In 1981 a return trip to his native Poland included a visit to Biskupin, where archaeologists had uncovered an Iron Age lakeside village. To inform the general public an exhibition had opened which, Lambor agreed, deserved to be seen outside Poland. Back in Britain he found enthusiasm but a notable lack of practical help. Then in his mid-fifties, he took a second job, as a waiter in a Hove hotel, to raise money and during a nine-month tour of Britain in 1984 the exhibition was seen by 92,000 visitors. Four years later, when his Polish friends wanted a British exhibition, he used similar methods to finance it.
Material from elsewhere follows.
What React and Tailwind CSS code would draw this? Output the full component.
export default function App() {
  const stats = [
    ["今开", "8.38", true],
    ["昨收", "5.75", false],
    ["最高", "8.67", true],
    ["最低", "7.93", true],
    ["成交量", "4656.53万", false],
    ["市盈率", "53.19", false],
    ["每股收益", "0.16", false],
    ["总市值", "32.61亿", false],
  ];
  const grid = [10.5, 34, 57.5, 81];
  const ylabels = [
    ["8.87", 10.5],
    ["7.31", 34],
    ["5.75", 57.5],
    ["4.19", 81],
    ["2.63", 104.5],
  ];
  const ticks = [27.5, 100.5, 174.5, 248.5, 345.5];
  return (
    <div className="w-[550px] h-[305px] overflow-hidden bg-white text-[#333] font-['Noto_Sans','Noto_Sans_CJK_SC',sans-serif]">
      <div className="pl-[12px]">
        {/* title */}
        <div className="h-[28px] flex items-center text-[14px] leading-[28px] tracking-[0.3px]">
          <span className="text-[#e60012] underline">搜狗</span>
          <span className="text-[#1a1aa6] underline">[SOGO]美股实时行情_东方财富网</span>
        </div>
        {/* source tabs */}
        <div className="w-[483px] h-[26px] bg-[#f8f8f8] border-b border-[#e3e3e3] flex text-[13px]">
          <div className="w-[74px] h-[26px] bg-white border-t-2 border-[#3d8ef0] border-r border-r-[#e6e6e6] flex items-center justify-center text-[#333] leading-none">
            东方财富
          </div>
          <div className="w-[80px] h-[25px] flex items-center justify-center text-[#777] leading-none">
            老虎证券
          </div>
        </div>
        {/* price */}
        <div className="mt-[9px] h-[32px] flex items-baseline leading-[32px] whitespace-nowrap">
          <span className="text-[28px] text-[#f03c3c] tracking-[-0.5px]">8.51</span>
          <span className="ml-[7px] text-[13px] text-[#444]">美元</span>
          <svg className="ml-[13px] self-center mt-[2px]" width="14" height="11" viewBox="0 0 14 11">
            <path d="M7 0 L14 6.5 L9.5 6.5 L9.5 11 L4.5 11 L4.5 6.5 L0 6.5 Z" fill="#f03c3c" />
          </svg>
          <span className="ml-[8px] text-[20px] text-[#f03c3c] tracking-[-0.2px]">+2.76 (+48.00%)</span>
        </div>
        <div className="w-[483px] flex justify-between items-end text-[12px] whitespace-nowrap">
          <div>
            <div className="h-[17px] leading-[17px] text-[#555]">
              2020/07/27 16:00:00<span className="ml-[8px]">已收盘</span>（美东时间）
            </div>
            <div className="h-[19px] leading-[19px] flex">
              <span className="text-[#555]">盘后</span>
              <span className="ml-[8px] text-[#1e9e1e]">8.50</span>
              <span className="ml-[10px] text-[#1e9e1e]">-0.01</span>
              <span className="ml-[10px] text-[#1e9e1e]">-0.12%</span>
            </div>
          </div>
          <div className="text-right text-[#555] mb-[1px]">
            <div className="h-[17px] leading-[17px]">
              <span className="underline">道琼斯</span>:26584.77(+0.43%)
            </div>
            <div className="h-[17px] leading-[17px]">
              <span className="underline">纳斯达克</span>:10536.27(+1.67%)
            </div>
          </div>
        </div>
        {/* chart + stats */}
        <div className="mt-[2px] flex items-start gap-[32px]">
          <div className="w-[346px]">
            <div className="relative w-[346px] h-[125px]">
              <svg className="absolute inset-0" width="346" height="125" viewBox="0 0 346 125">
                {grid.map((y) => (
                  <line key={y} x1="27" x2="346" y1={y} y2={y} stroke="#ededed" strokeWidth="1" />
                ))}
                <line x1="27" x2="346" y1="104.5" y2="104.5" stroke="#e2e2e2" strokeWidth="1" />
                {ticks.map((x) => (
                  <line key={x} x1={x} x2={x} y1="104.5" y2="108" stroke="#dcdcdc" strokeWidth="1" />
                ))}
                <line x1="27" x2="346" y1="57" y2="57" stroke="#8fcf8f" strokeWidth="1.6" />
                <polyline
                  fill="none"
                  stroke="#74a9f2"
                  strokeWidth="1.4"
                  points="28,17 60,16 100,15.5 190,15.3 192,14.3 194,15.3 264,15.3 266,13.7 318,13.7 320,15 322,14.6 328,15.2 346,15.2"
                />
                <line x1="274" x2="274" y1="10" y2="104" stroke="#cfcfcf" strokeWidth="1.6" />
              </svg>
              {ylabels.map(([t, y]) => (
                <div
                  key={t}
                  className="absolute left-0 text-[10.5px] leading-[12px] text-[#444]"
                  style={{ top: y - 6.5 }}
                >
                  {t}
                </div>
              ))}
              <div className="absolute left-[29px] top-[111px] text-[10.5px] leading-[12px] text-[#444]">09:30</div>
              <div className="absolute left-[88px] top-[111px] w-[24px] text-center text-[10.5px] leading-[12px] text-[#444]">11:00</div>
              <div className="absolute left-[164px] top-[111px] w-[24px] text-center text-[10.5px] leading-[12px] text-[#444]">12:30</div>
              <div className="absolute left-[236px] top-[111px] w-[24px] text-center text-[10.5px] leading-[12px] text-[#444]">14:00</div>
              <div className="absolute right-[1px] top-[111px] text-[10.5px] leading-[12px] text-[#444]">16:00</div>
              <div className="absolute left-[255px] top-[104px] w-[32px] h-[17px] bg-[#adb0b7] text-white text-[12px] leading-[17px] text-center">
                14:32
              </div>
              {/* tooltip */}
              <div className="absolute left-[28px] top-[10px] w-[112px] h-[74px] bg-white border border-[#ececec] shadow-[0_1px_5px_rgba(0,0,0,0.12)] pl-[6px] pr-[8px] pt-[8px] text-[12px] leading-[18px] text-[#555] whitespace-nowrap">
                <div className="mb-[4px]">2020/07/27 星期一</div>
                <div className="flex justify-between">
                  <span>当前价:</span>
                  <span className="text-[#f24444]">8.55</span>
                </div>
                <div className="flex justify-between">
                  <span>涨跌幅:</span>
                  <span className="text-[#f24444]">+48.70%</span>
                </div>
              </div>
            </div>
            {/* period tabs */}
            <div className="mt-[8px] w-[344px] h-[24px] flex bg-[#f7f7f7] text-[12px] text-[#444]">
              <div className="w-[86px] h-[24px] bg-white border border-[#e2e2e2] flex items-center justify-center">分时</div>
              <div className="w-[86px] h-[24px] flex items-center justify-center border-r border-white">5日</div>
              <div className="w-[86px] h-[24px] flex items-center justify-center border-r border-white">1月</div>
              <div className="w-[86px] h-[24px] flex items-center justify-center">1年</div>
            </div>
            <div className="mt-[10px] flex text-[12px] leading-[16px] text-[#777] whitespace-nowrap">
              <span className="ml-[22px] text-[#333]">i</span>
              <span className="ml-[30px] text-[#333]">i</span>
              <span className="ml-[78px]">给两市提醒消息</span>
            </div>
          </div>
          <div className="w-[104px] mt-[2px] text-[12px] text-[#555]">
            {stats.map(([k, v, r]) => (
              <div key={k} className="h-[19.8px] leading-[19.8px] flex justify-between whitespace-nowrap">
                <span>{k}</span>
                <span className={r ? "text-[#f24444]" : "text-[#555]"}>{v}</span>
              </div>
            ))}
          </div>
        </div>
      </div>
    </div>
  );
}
George Lambor was born in the Carpathian town of Nowy Sacz in 1927. In 1939, at the Russo-German invasion of Poland, he was only 12 and it was decided he would be safer out of the country. While his father and mother and his younger brother and sister remained in Poland, he travelled to France with two aunts. When France, too, was over-run, he came to Britain. Throughout the Second World War he was at Ampleforth, the Benedictine public school, and there learnt that his father, a Resistance activist, had been executed.

Lambor was always fascinated by antiquity and planned to become an archaeologist, but his father's death meant he needed to help to support his family. He enrolled for a course in Polish law at Oxford but, as the country was part of the Soviet bloc, its legal system was being revolutionised. At the urging of his family, he switched to economics, to find it so uncongenial that he dropped out and took a job on a Polish- language newspaper. A variety of occupations followed, including a period as stage manager to a touring theatrical company in which his first wife, Margaret Palliser, was a dancer.
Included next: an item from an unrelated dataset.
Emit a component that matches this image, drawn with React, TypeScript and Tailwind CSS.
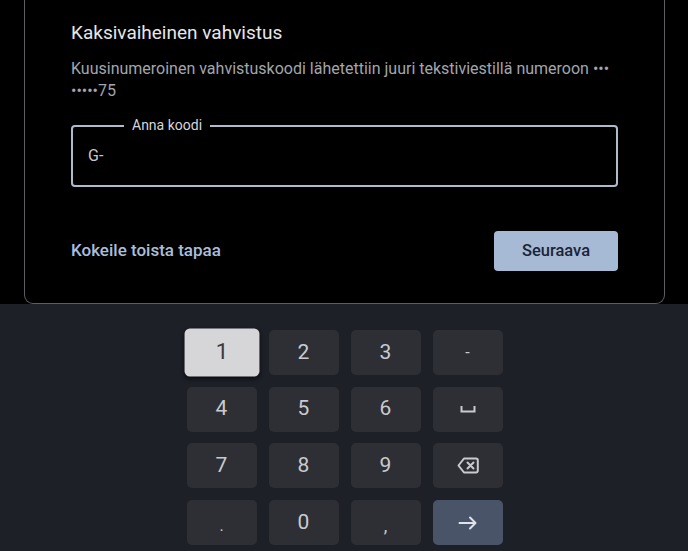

When the touring company broke up, he and Margaret went to Scotland. To make ends meet, he again had to take anything that offered itself, including door-to-door salesmanship and work at a sawmill. Meanwhile, he was carving out a career as a short-story writer; editors compared his work with that of another Polish expatriate, Joseph Conrad.

In the mid-Sixties the couple moved to Brighton, where Lambor opened his first antiquities gallery, because, in his own words, he wanted to "get on first-name terms with as many antiquities as possible". Later this was followed by another in the Chenil Galleries in Chelsea.
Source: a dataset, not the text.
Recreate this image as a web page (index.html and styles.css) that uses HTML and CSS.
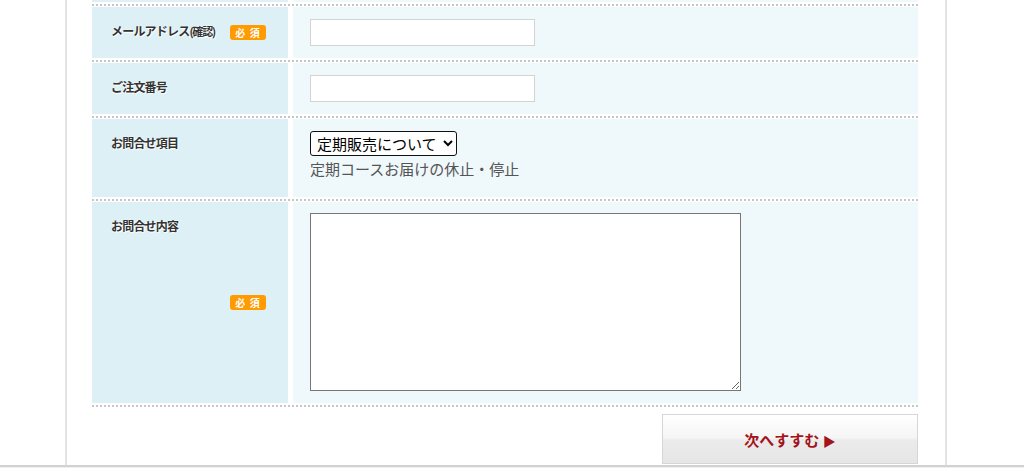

As he got involved in the antiquities business, he became concerned at the not always ill-founded charges of illicit dealing levelled at some in the trade. In 1981 he founded ADA, the Antiquities Dealers Association, which laid down rigid conditions for the conduct of business. For six years he was its secretary and subsequently a committee member.

He also initiated a campaign to establish a register of antiquities in private hands. Besides confirming provenance - itself a deterrent to illegality - by ensuring that the whereabouts of a given antiquity was known at any time, it would aid serious research.

At the same time he wanted to persuade museums to make far more of their collections accessible, as well as providing facilities for all students, including non-professional ones. All formed part of another of his major preoccupations: that of bringing together the often antagonistic parties involved in antiquities. In 1991 he founded ALG, the Antiquities Liaison Group, as a forum for academic and amateur bodies. A combination of apathy and self- interest frustrated progress.

From the mid-Eighties Lambor had been considering launching an antiquities magazine, not only for collectors, but for all interested in the ancient world. In the autumn of 1986 he made an attempt with Agora Magazine, aimed at customers of his Brighton gallery. Its reception was enthusiastic enough to prove he had found a gap in the market and in February 1987, renamed Ancient, it was launched. It now sells not only in Britain, but in many other parts of the world. With its last issue it broke into the American market and it is poised to break into Australia, where it already has a number of subscribers.

With Lambor's death questions hang over its future, but there is hope that it will continue.

George Lambor, antiquities collector and dealer: born Nowy Sacz, Poland 12 April 1927: married 1952 Margaret Palliser (two sons, one daughter; marriage dissolved 1982), 1982 Florangel Serrano de Arocha: died Hove, East Sussex 16 June 1997.